[Exercise]
Transcribe the data in full and exactly, omitting any pictures.

━━━━━━━━━━

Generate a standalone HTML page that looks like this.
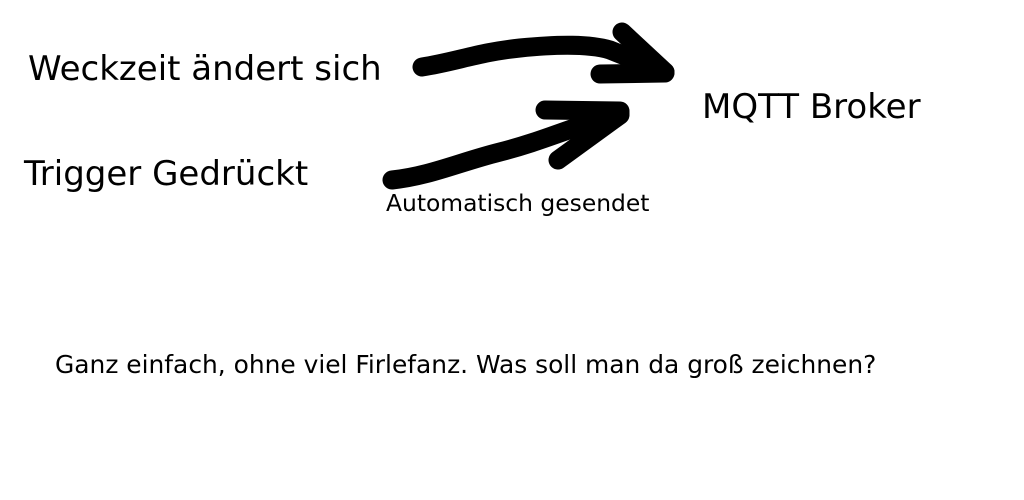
<!DOCTYPE html>
<html><head><style>
body{margin:0;width:1024px;height:500px;background:#fff;position:relative;overflow:hidden;font-family:"DejaVu Sans","Liberation Sans",sans-serif;color:#000}
.t{position:absolute;white-space:nowrap;line-height:1}
</style></head><body>
<div class="t" style="left:28px;top:52px;font-size:34px">Weckzeit ändert sich</div>
<div class="t" style="left:24px;top:157px;font-size:34px">Trigger Gedrückt</div>
<div class="t" style="left:702px;top:90px;font-size:34px">MQTT Broker</div>
<div class="t" style="left:386px;top:192px;font-size:23.4px">Automatisch gesendet</div>
<div class="t" style="left:55px;top:353px;font-size:24.9px">Ganz einfach, ohne viel Firlefanz. Was soll man da groß zeichnen?</div>
<svg width="1024" height="500" style="position:absolute;left:0;top:0" fill="none" stroke="#000" stroke-width="19" stroke-linecap="round" stroke-linejoin="round">
<path d="M422 67 C455 62 480 52 520 48 S590 44 610 50 L665 72"/>
<path d="M622 32 L665 72"/>
<path d="M600 74 L665 73"/>
<path d="M392 180 C430 176 460 162 500 152 S570 128 620 113"/>
<path d="M545 110 L620 111"/>
<path d="M558 160 L620 115"/>
</svg>
</body></html>
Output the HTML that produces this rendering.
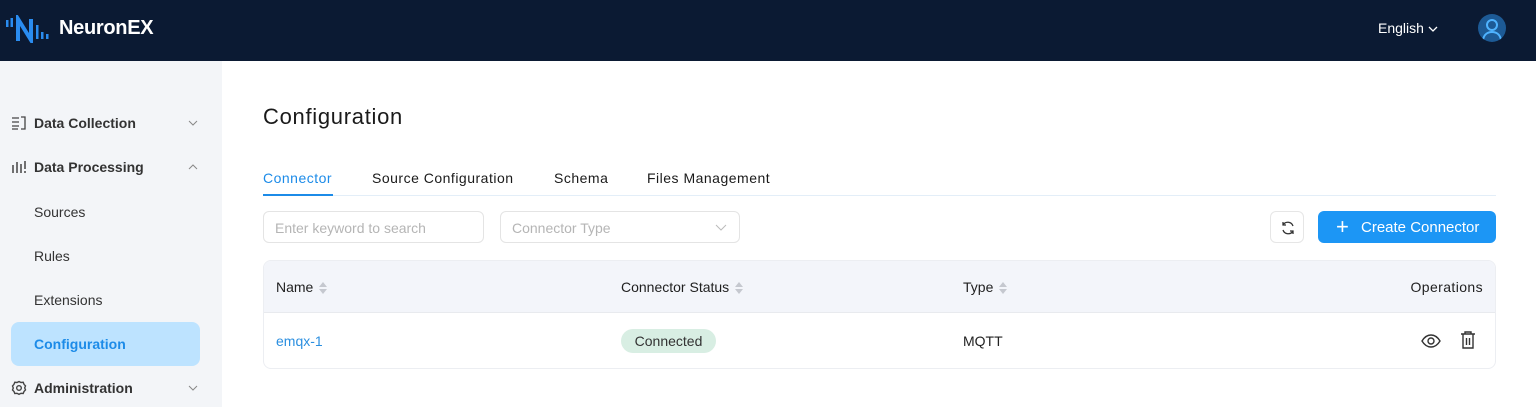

━━━━━━━━━━

[Output]
Generate a standalone HTML page that looks like this.
<!DOCTYPE html>
<html><head><style>
body{margin:0;width:1024px;height:500px;background:#fff;position:relative;overflow:hidden;font-family:"DejaVu Sans","Liberation Sans",sans-serif;color:#000}
.t{position:absolute;white-space:nowrap;line-height:1}
</style></head><body>
<div class="t" style="left:28px;top:52px;font-size:34px">Weckzeit ändert sich</div>
<div class="t" style="left:24px;top:157px;font-size:34px">Trigger Gedrückt</div>
<div class="t" style="left:702px;top:90px;font-size:34px">MQTT Broker</div>
<div class="t" style="left:386px;top:192px;font-size:23.4px">Automatisch gesendet</div>
<div class="t" style="left:55px;top:353px;font-size:24.9px">Ganz einfach, ohne viel Firlefanz. Was soll man da groß zeichnen?</div>
<svg width="1024" height="500" style="position:absolute;left:0;top:0" fill="none" stroke="#000" stroke-width="19" stroke-linecap="round" stroke-linejoin="round">
<path d="M422 67 C455 62 480 52 520 48 S590 44 610 50 L665 72"/>
<path d="M622 32 L665 72"/>
<path d="M600 74 L665 73"/>
<path d="M392 180 C430 176 460 162 500 152 S570 128 620 113"/>
<path d="M545 110 L620 111"/>
<path d="M558 160 L620 115"/>
</svg>
</body></html>
Output the HTML that produces this rendering.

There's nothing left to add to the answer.